剪定枝や木材廃棄物などを主燃料とするバイオマスシステムで作られる温水は空調のプレクール(予冷)する吸収式冷凍機用と液式デシカントシステムの外気除湿(LDCS)用に使われます。主として、5.4 MWはLDCSの暖房負荷用に使われ、残りは吸収式冷凍機に使用され、そのコントロールをトレーサーが担っています。

また、空調の負荷変動と吸収式冷凍機の運転 /停止のサイクルがあるため、両方のシステムに110℃の温水を常に供給する課題に取り組みながら運用しています。
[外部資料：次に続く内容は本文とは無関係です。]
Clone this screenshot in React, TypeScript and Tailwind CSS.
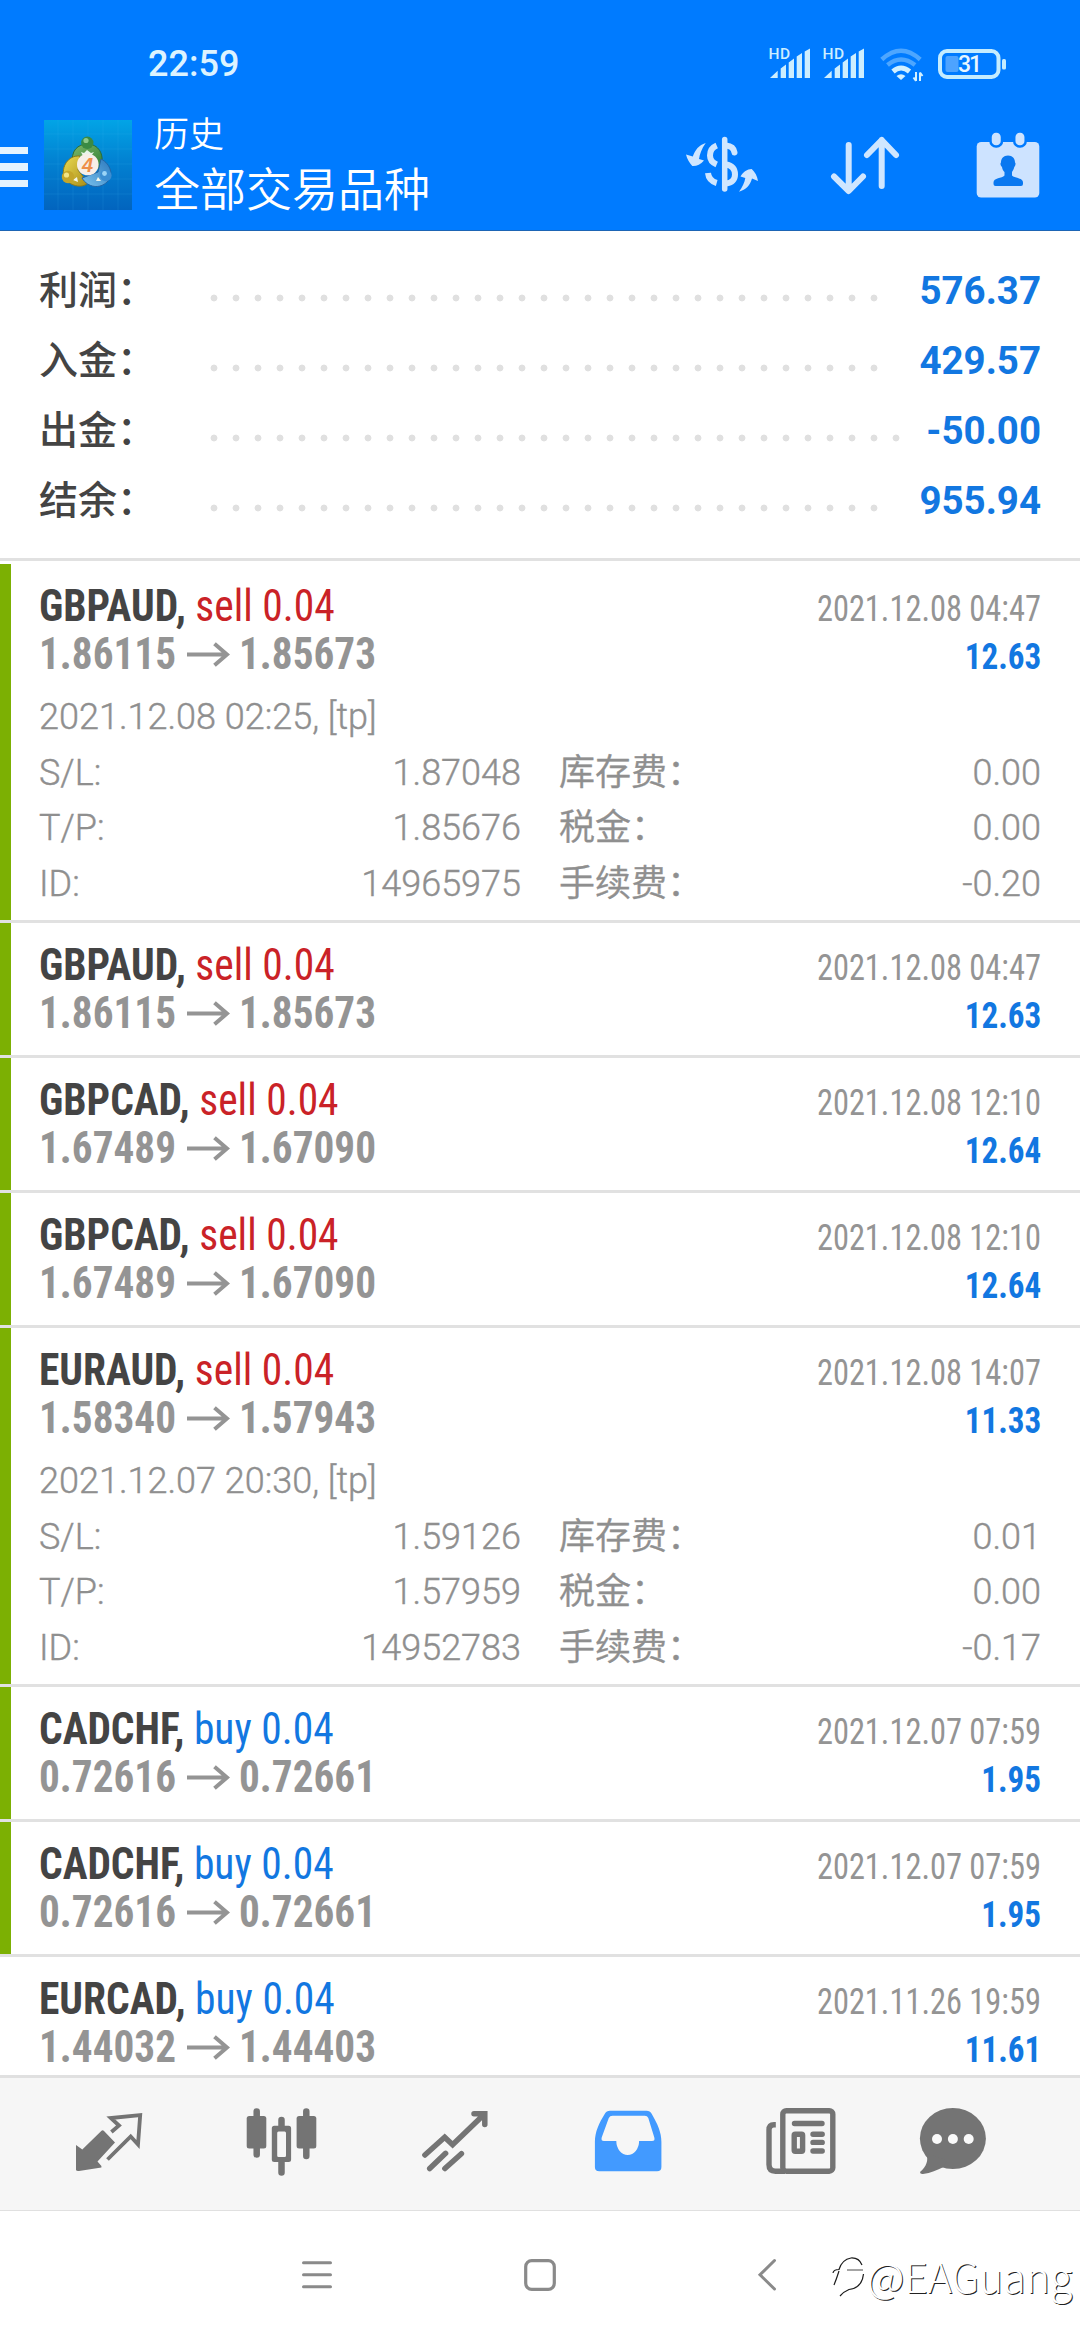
import type { ReactNode } from "react";

type Trade = {
	id: string;
	symbol: string;
	side: "sell" | "buy";
	volume: string;
	open: string;
	close: string;
	closedAt: string;
	profit: string;
	won?: boolean;
	details?: {
		openedAt: string;
		sl: string;
		tp: string;
		ticket: string;
		swap: string;
		tax: string;
		fee: string;
	};
};

const summary = [
	{ label: "利润：", value: "576.37", dots: "w-[682px]" },
	{ label: "入金：", value: "429.57", dots: "w-[682px]" },
	{ label: "出金：", value: "-50.00", dots: "w-[704px]" },
	{ label: "结余：", value: "955.94", dots: "w-[682px]" },
];

const trades: Trade[] = [
	{
		id: "1",
		symbol: "GBPAUD",
		side: "sell",
		volume: "0.04",
		open: "1.86115",
		close: "1.85673",
		closedAt: "2021.12.08 04:47",
		profit: "12.63",
		won: true,
		details: {
			openedAt: "2021.12.08 02:25, [tp]",
			sl: "1.87048",
			tp: "1.85676",
			ticket: "14965975",
			swap: "0.00",
			tax: "0.00",
			fee: "-0.20",
		},
	},
	{
		id: "2",
		symbol: "GBPAUD",
		side: "sell",
		volume: "0.04",
		open: "1.86115",
		close: "1.85673",
		closedAt: "2021.12.08 04:47",
		profit: "12.63",
		won: true,
	},
	{
		id: "3",
		symbol: "GBPCAD",
		side: "sell",
		volume: "0.04",
		open: "1.67489",
		close: "1.67090",
		closedAt: "2021.12.08 12:10",
		profit: "12.64",
		won: true,
	},
	{
		id: "4",
		symbol: "GBPCAD",
		side: "sell",
		volume: "0.04",
		open: "1.67489",
		close: "1.67090",
		closedAt: "2021.12.08 12:10",
		profit: "12.64",
		won: true,
	},
	{
		id: "5",
		symbol: "EURAUD",
		side: "sell",
		volume: "0.04",
		open: "1.58340",
		close: "1.57943",
		closedAt: "2021.12.08 14:07",
		profit: "11.33",
		won: true,
		details: {
			openedAt: "2021.12.07 20:30, [tp]",
			sl: "1.59126",
			tp: "1.57959",
			ticket: "14952783",
			swap: "0.01",
			tax: "0.00",
			fee: "-0.17",
		},
	},
	{
		id: "6",
		symbol: "CADCHF",
		side: "buy",
		volume: "0.04",
		open: "0.72616",
		close: "0.72661",
		closedAt: "2021.12.07 07:59",
		profit: "1.95",
		won: true,
	},
	{
		id: "7",
		symbol: "CADCHF",
		side: "buy",
		volume: "0.04",
		open: "0.72616",
		close: "0.72661",
		closedAt: "2021.12.07 07:59",
		profit: "1.95",
		won: true,
	},
	{
		id: "8",
		symbol: "EURCAD",
		side: "buy",
		volume: "0.04",
		open: "1.44032",
		close: "1.44403",
		closedAt: "2021.11.26 19:59",
		profit: "11.61",
	},
];

function SignalIcon() {
	return (
		<svg width="44" height="36" viewBox="0 0 44 36" fill="#cdeeff">
			<text x="0.5" y="13" fontSize="15.5" fontWeight="500" textLength="21.5">
				HD
			</text>
			<path d="M2 32 L9.7 24.7 V32Z M12.7 32 V22.5 L18 18.5 V32Z M20.7 32 V16.5 L26 12.5 V32Z M28.7 32 V10.5 L34 7 V32Z M36.7 32 V5.5 L42 2.5 V32Z" />
		</svg>
	);
}

function WifiIcon() {
	return (
		<svg width="45" height="36" viewBox="0 0 45 36" fill="none">
			<path d="M2.8 13.5 Q22 -4 41.2 13.5" stroke="#4da6ff" strokeWidth="4.5" />
			<path d="M8.5 19 Q22 8 36 19" stroke="#4da6ff" strokeWidth="4.5" />
			<path d="M14 25.5 Q22 18.5 30.5 25.5" stroke="#d2f0ff" strokeWidth="5" />
			<path d="M17.5 30 Q22 26.5 26.5 30 L22 34Z" fill="#d2f0ff" />
			<path
				d="M37 26 V35 M34.5 31.5 L37 35 M41 35 V26.5 M41 26.5 L43.5 30"
				stroke="#d2f0ff"
				strokeWidth="2"
			/>
		</svg>
	);
}

function BatteryIcon() {
	return (
		<svg width="69" height="36" viewBox="0 0 69 36">
			<rect
				x="2"
				y="5"
				width="58.5"
				height="26"
				rx="7"
				fill="none"
				stroke="#c4ecff"
				strokeWidth="4"
			/>
			<rect x="7.5" y="10" width="13" height="16" rx="2" fill="#4da3ff" />
			<rect x="64" y="13" width="4" height="10.5" rx="1.5" fill="#c4ecff" />
			<text
				x="20"
				y="26"
				fontSize="23"
				fontWeight="500"
				textLength="24"
				fill="#e8f7ff"
			>
				31
			</text>
		</svg>
	);
}

function AppLogo() {
	return (
		<svg width="88" height="90" viewBox="0 0 88 90">
			<defs>
				<linearGradient id="logoBg" x1="0" y1="0" x2="0" y2="1">
					<stop offset="0" stopColor="#02a4e6" />
					<stop offset="0.45" stopColor="#0282d2" />
					<stop offset="1" stopColor="#0264be" />
				</linearGradient>
				<linearGradient id="logoGreen" x1="0" y1="0" x2="1" y2="1">
					<stop offset="0" stopColor="#7fb86a" />
					<stop offset="1" stopColor="#2c7d33" />
				</linearGradient>
				<linearGradient id="logoYellow" x1="0" y1="0" x2="1" y2="1">
					<stop offset="0" stopColor="#ecdc52" />
					<stop offset="1" stopColor="#a88c18" />
				</linearGradient>
				<linearGradient id="logoBlue" x1="1" y1="0" x2="0" y2="1">
					<stop offset="0" stopColor="#2b78bd" />
					<stop offset="1" stopColor="#7cc4ee" />
				</linearGradient>
			</defs>
			<rect width="88" height="90" fill="url(#logoBg)" />
			<path
				d="M14 0V90M29 0V90M44 0V90M59 0V90M74 0V90M0 14H88M0 29H88M0 44H88M0 59H88M0 74H88"
				stroke="#4fb8f0"
				strokeOpacity="0.14"
			/>
			<path
				d="M29 44 C26 31 34 24 43.5 24 C54 24 61 34 57 47 L49 50 L42 34Z"
				fill="url(#logoGreen)"
				stroke="#2b6b35"
				strokeWidth="1"
			/>
			<path
				d="M36 36 C24 35 17 47 20 57 C25 66 38 69 44 63 L34 50Z"
				fill="url(#logoYellow)"
				stroke="#8c7a18"
				strokeWidth="1"
			/>
			<path
				d="M57 39 C67 44 70 56 63 62 C56 69 44 68 38 58 L54 52Z"
				fill="url(#logoBlue)"
				stroke="#2465a4"
				strokeWidth="1"
			/>
			<path d="M37 32 L40 33 L43 30 L47 33 L50 32 L47 36 H39Z" fill="#e8f4ea" />
			<path d="M29 60 L33 57 L34 62Z M54 57 L57 61 L52 61Z" fill="#f2f6ea" />
			<circle cx="43.3" cy="22.8" r="6.2" fill="#3a8a44" />
			<circle cx="42" cy="20.5" r="2.6" fill="#8cc98d" />
			<circle cx="24" cy="57" r="6.2" fill="#c4a62a" />
			<circle cx="22.5" cy="55" r="2.6" fill="#f2e486" />
			<circle cx="61.8" cy="55.5" r="5.8" fill="#3b8ed2" />
			<circle cx="60.5" cy="53.5" r="2.4" fill="#9bd4f6" />
			<circle cx="43.8" cy="44.5" r="10.8" fill="#f7efe8" />
			<text
				x="38"
				y="51.5"
				fontSize="20"
				fontWeight="700"
				fontStyle="italic"
				fontFamily="Liberation Sans, sans-serif"
				fill="#ee8f4a"
			>
				4
			</text>
		</svg>
	);
}

function CurrencyIcon() {
	return (
		<svg width="76" height="60" viewBox="0 0 76 60" fill="none">
			<path
				d="M19.7 8 C15.5 14 13.8 19 13 24 L18 25.5 C14.5 29.5 10.5 31.3 6.3 31 C3.5 28 1 24 0 19.5 L6.8 21.5 C9 15 13 10 19.7 8Z"
				fill="#cfe6ff"
			/>
			<path
				d="M53 56.7 C56.5 52 58.5 47.5 59.3 43 L54.5 41.5 C57.5 36.5 61 34.3 65.7 34 C69 37 71.3 41 72 46 L66 43.5 C64 50.5 60 54.5 53 56.7Z"
				fill="#cfe6ff"
			/>
			<g stroke="#cfe6ff" strokeWidth="6">
				<path d="M38.7 4.5 V54" strokeLinecap="round" strokeWidth="5.5" />
				<path d="M30.7 10.5 C26 12.5 24 16.5 24 20.5 C24 25 26 27.5 30.7 29.5" />
				<path d="M22 38 C22.5 43 25.5 46.5 30.7 48" />
				<path d="M40 10.5 C45.5 11 48 14 48.5 17.5" strokeLinecap="round" />
				<path d="M40 29.5 C46.5 30.5 49 34.5 49 39.5 C49 44.5 46 48 40 48.5" />
			</g>
		</svg>
	);
}

function SortIcon() {
	return (
		<svg
			width="72"
			height="60"
			viewBox="0 0 72 60"
			fill="none"
			stroke="#cfe6ff"
			strokeWidth="6"
			strokeLinecap="round"
			strokeLinejoin="round"
		>
			<path d="M19.7 10 V55.5 M5 41.5 L19.7 56 L34 41.5" />
			<path d="M52.7 51 V5 M38 20 L52.7 5 L67 20" />
		</svg>
	);
}

function CalendarIcon() {
	return (
		<svg width="66" height="68" viewBox="0 0 66 68">
			<rect x="1.7" y="11" width="62.6" height="55.5" rx="4.5" fill="#cde3ff" />
			<g fill="#cde3ff" stroke="#007bff" strokeWidth="2.5">
				<rect x="15.5" y="0.5" width="11.5" height="15" rx="5.5" />
				<rect x="39.2" y="0.5" width="11.5" height="15" rx="5.5" />
			</g>
			<path
				d="M33 24.5 C37.5 24.5 40 27.5 40 31.5 C41 32 40.5 35 39.3 36 C38.5 39 37.5 40 37 41 V44.5 C40 47.5 48 46.5 48 51.5 V53 Q48 55 46 55 H20.5 Q18.5 55 18.5 53 V51.5 C18.5 46.5 27 47.5 29.5 44.5 V41 C28.5 40 27.5 39 27 36 C25.5 35 25 32 26 31.5 C26 27.5 28.5 24.5 33 24.5Z"
				fill="#0a78f0"
			/>
		</svg>
	);
}

function ArrowIcon() {
	return (
		<svg
			width="43"
			height="25"
			viewBox="0 0 43 25"
			fill="none"
			stroke="#949494"
			strokeWidth="4"
			className="mr-[9px] ml-[10px]"
		>
			<path d="M0 12.5 H40 M27.5 1.8 L40 12.5 L27.5 23.2" />
		</svg>
	);
}

function StatusBar() {
	return (
		<div className="flex h-[99px] items-start pl-[148px] pr-[73px]">
			<span className="mt-[46px] text-[36px] leading-[36px] font-medium text-[#dcf3ff]">
				22:59
			</span>
			<div className="mt-[46px] ml-auto flex items-start">
				<div className="flex items-start gap-[10px]">
					<SignalIcon />
					<SignalIcon />
				</div>
				<div className="ml-[13px]">
					<WifiIcon />
				</div>
				<div className="ml-[14px]">
					<BatteryIcon />
				</div>
			</div>
		</div>
	);
}

function AppBar() {
	return (
		<div className="flex h-[131px] items-center pr-[39px]">
			<div className="flex w-[28px] flex-col gap-[9px] pt-[5px]">
				<div className="h-[7.5px] bg-[#e4f3ff]" />
				<div className="h-[7.5px] bg-[#e4f3ff]" />
				<div className="h-[7.5px] bg-[#e4f3ff]" />
			</div>
			<div className="ml-[16px]">
				<AppLogo />
			</div>
			<div className="ml-[22px] flex flex-col self-start pt-[12px] text-white">
				<span className="text-[35px] leading-[50px] font-[350]">历史</span>
				<span className="mt-[-2px] text-[46px] leading-[62px] font-[350]">
					全部交易品种
				</span>
			</div>
			<div className="ml-auto flex items-center">
				<CurrencyIcon />
				<div className="ml-[67px]">
					<SortIcon />
				</div>
				<div className="ml-[74px]">
					<CalendarIcon />
				</div>
			</div>
		</div>
	);
}

function Summary() {
	return (
		<div className="flex h-[330px] flex-col border-b-[3px] border-[#e1e1e1] px-[39px] pt-[25px]">
			{summary.map((row) => (
				<div
					key={row.label}
					className="flex h-[70px] items-center text-[39px] leading-[70px]"
				>
					<span className="w-[164px] shrink-0 font-medium text-[#444444]">
						{row.label}
					</span>
					<div
						className={`mt-[14px] h-[22px] shrink-0 bg-[radial-gradient(circle,#e0e0e0_3px,transparent_3.8px)] bg-[length:22px_22px] ${row.dots}`}
					/>
					<span className="ml-auto text-[38.5px] font-bold text-[#1277e1]">
						{row.value}
					</span>
				</div>
			))}
		</div>
	);
}

// prices are tabular, so a fixed box keeps the arrow column aligned
function Price({ value }: { value: string }) {
	return (
		<span className="w-[137.5px]">
			<span className="inline-block origin-left scale-x-[0.937]">{value}</span>
		</span>
	);
}

function DetailCell({ label, value }: { label: string; value: string }) {
	return (
		<div className="flex justify-between">
			<span>{label}</span>
			<span>{value}</span>
		</div>
	);
}

function TradeRow({ trade }: { trade: Trade }) {
	const { details } = trade;
	return (
		<div className="flex shrink-0 border-b-[3px] border-[#e1e1e1]">
			<div
				className={`w-[11px] shrink-0 ${trade.won ? "bg-[#7cb003]" : "bg-white"}`}
			/>
			<div
				className={`flex flex-1 flex-col pt-[18px] pr-[39px] pl-[28px] ${details ? "h-[356px]" : "h-[132px]"}`}
			>
				<div className="flex h-[48px] items-baseline justify-between font-['Roboto_Condensed',Roboto,sans-serif] leading-[48px]">
					<span className="inline-block origin-left scale-x-[0.943] text-[44px]">
						<span className="font-bold text-[#444444]">{trade.symbol},</span>{" "}
						<span
							className={
								trade.side === "sell" ? "text-[#ca2227]" : "text-[#1277e1]"
							}
						>
							{trade.side} {trade.volume}
						</span>
					</span>
					<span className="inline-block origin-right scale-x-[0.9] text-[36px] text-[#949494]">
						{trade.closedAt}
					</span>
				</div>
				<div className="flex h-[48px] items-baseline justify-between font-['Roboto_Condensed',Roboto,sans-serif] leading-[48px] font-bold">
					<span className="flex items-center text-[44px] text-[#949494]">
						<Price value={trade.open} />
						<ArrowIcon />
						<Price value={trade.close} />
					</span>
					<span className="inline-block origin-right scale-x-[0.92] text-[36px] text-[#1277e1]">
						{trade.profit}
					</span>
				</div>
				{details && (
					<div className="mt-[13px] text-[36px] leading-[55.6px] font-[350] text-[#8f8f8f] [-webkit-text-stroke:0.4px]">
						<div className="h-[54.5px] leading-[52px]">{details.openedAt}</div>
						<div className="grid grid-cols-2 gap-x-[38px]">
							<DetailCell label="S/L:" value={details.sl} />
							<DetailCell label="库存费：" value={details.swap} />
							<DetailCell label="T/P:" value={details.tp} />
							<DetailCell label="税金：" value={details.tax} />
							<DetailCell label="ID:" value={details.ticket} />
							<DetailCell label="手续费：" value={details.fee} />
						</div>
					</div>
				)}
			</div>
		</div>
	);
}

function NavIcon({ children }: { children: ReactNode }) {
	return (
		<div className="flex w-[173px] shrink-0 justify-center last:w-[131px]">
			<svg width="72" height="72" viewBox="0 0 72 72" fill="none">
				{children}
			</svg>
		</div>
	);
}

function BottomNav() {
	return (
		<div className="flex h-[136px] shrink-0 border-t-[3px] border-b border-[#e0e0e0] bg-[#f6f6f6] pt-[27px] pl-[22px]">
			<NavIcon>
				<path
					d="M3 40 L9.3 44.5 L28.5 25.8 Q29.8 24.6 31 26 L42 37.5 L24.5 56.5 L28.4 61 V62.5 L6 66 Q3.5 66.3 3 65Z"
					fill="#747474"
				/>
				<path
					d="M38.4 27 L46 20.5 L37.8 13 L67.2 10 L65 39.5 L57.7 31.5 L34.5 54.5"
					stroke="#747474"
					strokeWidth="3.8"
				/>
			</NavIcon>
			<NavIcon>
				<g stroke="#747474" strokeWidth="6.5" strokeLinecap="round">
					<path d="M10.7 6.5 V49.5 M60.3 6.5 V51 M35.5 15 V22 M35.5 57 V67.5" />
				</g>
				<rect x="0.7" y="11" width="19.6" height="32.5" rx="2.5" fill="#747474" />
				<rect x="50.6" y="11" width="19.7" height="32.5" rx="2.5" fill="#747474" />
				<path
					d="M28.3 20.7 H42.6 Q45.1 20.7 45.1 23.2 V54.5 Q45.1 57 42.6 57 H28.3 Q25.8 57 25.8 54.5 V23.2 Q25.8 20.7 28.3 20.7Z M32.5 26.5 Q31.2 26.5 31.2 28 V50.5 Q31.2 52 32.5 52 H38.7 Q40 52 40 50.5 V28 Q40 26.5 38.7 26.5Z"
					fill="#747474"
					fillRule="evenodd"
				/>
			</NavIcon>
			<NavIcon>
				<g stroke="#747474" strokeWidth="5.5" strokeLinecap="round">
					<path d="M5.9 50 L25.7 32.3 L33.6 39.8 L65.5 9 M55 8.7 H65.8 V19.5" />
					<path d="M10.7 63.5 L26.6 48.3 M25.9 63.5 L42.4 48.7" />
				</g>
			</NavIcon>
			<NavIcon>
				<path
					d="M18 5.7 H54.5 Q58 5.7 59.8 9 C65.5 19 69.4 27 69.4 37 V62 Q69.4 66.3 65 66.3 H7.3 Q2.9 66.3 2.9 62 V37 C2.9 27 7 18 12.7 9 Q14.5 5.7 18 5.7Z M20.5 10.7 Q17.8 10.7 16.8 13 L9.7 32.5 Q8.8 36 12 36 H24.3 A11.4 14 0 0 0 47.1 36 H60 Q63.3 36 62.3 32.5 L56.3 13 Q55.3 10.7 52.8 10.7Z"
					fill="#429aff"
					fillRule="evenodd"
				/>
			</NavIcon>
			<NavIcon>
				<g stroke="#747474" strokeWidth="5.4">
					<rect x="17.8" y="5.7" width="50" height="60.5" rx="3.5" />
					<path d="M10.8 19.7 H9 Q4 19.7 4 25 V59.5 Q4 66.2 10.5 66.2 H20" />
					<rect x="29.2" y="29.3" width="8.4" height="17" rx="1" />
					<path
						d="M29.5 18.5 H57 M48 29.2 H57.2 M48 37.4 H57.2 M48 46 H57.2"
						strokeLinecap="round"
					/>
				</g>
			</NavIcon>
			<NavIcon>
				<ellipse cx="35.9" cy="33.5" rx="33" ry="30.5" fill="#747474" />
				<path
					d="M9 48 C12 55 9.5 61.5 3 67 Q3 69.3 6 69 C14 68 20 65 26.6 62 L30 55Z"
					fill="#747474"
				/>
				<g fill="#fafafa">
					<circle cx="20" cy="34" r="5" />
					<circle cx="35.9" cy="34" r="5" />
					<circle cx="51.7" cy="34" r="5" />
				</g>
			</NavIcon>
		</div>
	);
}

function SystemBar() {
	return (
		<div className="relative flex h-[129px] shrink-0 items-start pt-[46px]">
			<svg
				width="36"
				height="36"
				viewBox="0 0 36 36"
				stroke="#8a8a8a"
				strokeWidth="3"
				strokeLinecap="round"
				className="ml-[299px]"
			>
				<path d="M4.5 5.8 H31.5 M4.5 17.8 H31.5 M4.5 29.8 H31.5" />
			</svg>
			<svg
				width="36"
				height="36"
				viewBox="0 0 36 36"
				fill="none"
				stroke="#8a8a8a"
				strokeWidth="3.2"
				className="ml-[187px]"
			>
				<rect x="3.7" y="3.7" width="28.6" height="28.6" rx="6" />
			</svg>
			<svg
				width="36"
				height="36"
				viewBox="0 0 36 36"
				fill="none"
				stroke="#8a8a8a"
				strokeWidth="3"
				strokeLinecap="round"
				className="ml-[191px]"
			>
				<path d="M25.5 3.5 L11 17.8 L25.5 32" />
			</svg>
			{/* watermark */}
			<div className="absolute top-[38px] left-[829px] flex items-center">
				<svg
					width="36"
					height="48"
					viewBox="0 0 36 48"
					fill="none"
					stroke="#1c1c1c"
					strokeWidth="1.2"
				>
					<path d="M4 22 Q4.5 18.5 10 18.5 Q13 8.5 22 7 Q30 6.5 33 14" />
					<path d="M10 20 Q7.5 28 5 34" />
					<path d="M18 19 H34" strokeWidth="0.8" />
					<path d="M34.5 23 Q33 37 20 38.5 Q15 40.5 11 45" />
				</svg>
				<span className="ml-[2px] font-['Noto_Sans_CJK_SC',sans-serif] text-[41px] leading-[52px] font-light text-white [text-shadow:1px_1px_0_#222]">
					@EAGuang
				</span>
			</div>
		</div>
	);
}

export default function App() {
	return (
		<div className="flex h-[2340px] w-[1080px] flex-col overflow-hidden bg-white font-['Roboto','Noto_Sans_CJK_SC',sans-serif]">
			<header className="h-[231px] shrink-0 border-b-[1.5px] border-[#1d65b5] bg-[#007bff]">
				<StatusBar />
				<AppBar />
			</header>
			<Summary />
			<main className="flex h-[1514px] shrink-0 flex-col overflow-hidden pt-[3px]">
				{trades.map((trade) => (
					<TradeRow key={trade.id} trade={trade} />
				))}
			</main>
			<BottomNav />
			<SystemBar />
		</div>
	);
}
*バイオマスコジェネレーションシステム:バイオマス(再生可能な、生物由来の有機性資源で化石資源を除いたもの)をコージェネレーションの燃料として利用し、発電や給湯などを行うエネルギー供給システム

 

3.  ソーラートラッキングとブラインド制御システム

温室のブラインド制御で温度・湿度と快適性の制御に成功

温室の植物の成長と理想的な快適性を維持するためには、温室のブラインド制御が欠かせません。この温室のブラインド制御は、トレインのトレーサーサミットとソーラートラッキングの通信にインターフェース(Modbus)が使用され実施されました。温室内の効果的な場所に「温室内気候ステーション(Indoor Weather Station)」が設置され、温度、湿度と快適性をモニタリングしています。

 

4.  換気システムの制御

換気システムを制御し、外気温度、湿度、雨量、風量のモニタリングを実現

温室のガラス天井面に取り付けられている、換気システムは、日中の室内温度が外気温度より6℃上昇した場合に作動して開きます。雨天時は閉じたままです。これについては「屋外気候ステーション(Outdoor Weather Stations)」が外気温度、湿度、雨量、風量をモニタリングしています。

 

5.  液体デシカント空調システム(LDCS)

高温水バルブとKathene(液体吸収剤)バルブのモニタリングを実施

エアハンドリングユニットを通過し温室へ供給される外気の除湿に液体デシカント空調システム(LDCS)が使用されました。除湿後の湿度が設定値より高い場合、追加のLDCSが起動され除湿を行います。このためには、より多くのKathene(液体吸収剤)が必要とされるため、大量の温水供給が必要になります。そこで、LDCSと、高精度なBAC Net通信で結ばれたBASインターフェースにより、高温水バルブとKatheneバルブをモニタリングする仕組みを導入。このモニター情報はLDCSの能力を確実に最適化するために、オペレーターにとって非常に重要な情報となっています。

導入結果

このターンキープロジェクトは、トレインの空調と風量循環に関する豊富な経験と知識により実現することができました。そしてこれは、トレーサーBASと、これに組み合わされた高効率なシステムからなるソリューションを、設計の初期段階から提案できたためにもたらされた結果です。

GBBの温室環境は、現在でも快適な状態が維持されており、一般客からも「再び訪れることを楽しみにしている」という感想が多く挙がっているといいます。このことは、トレインのソリューションが支える温度制御の成功を意味しています。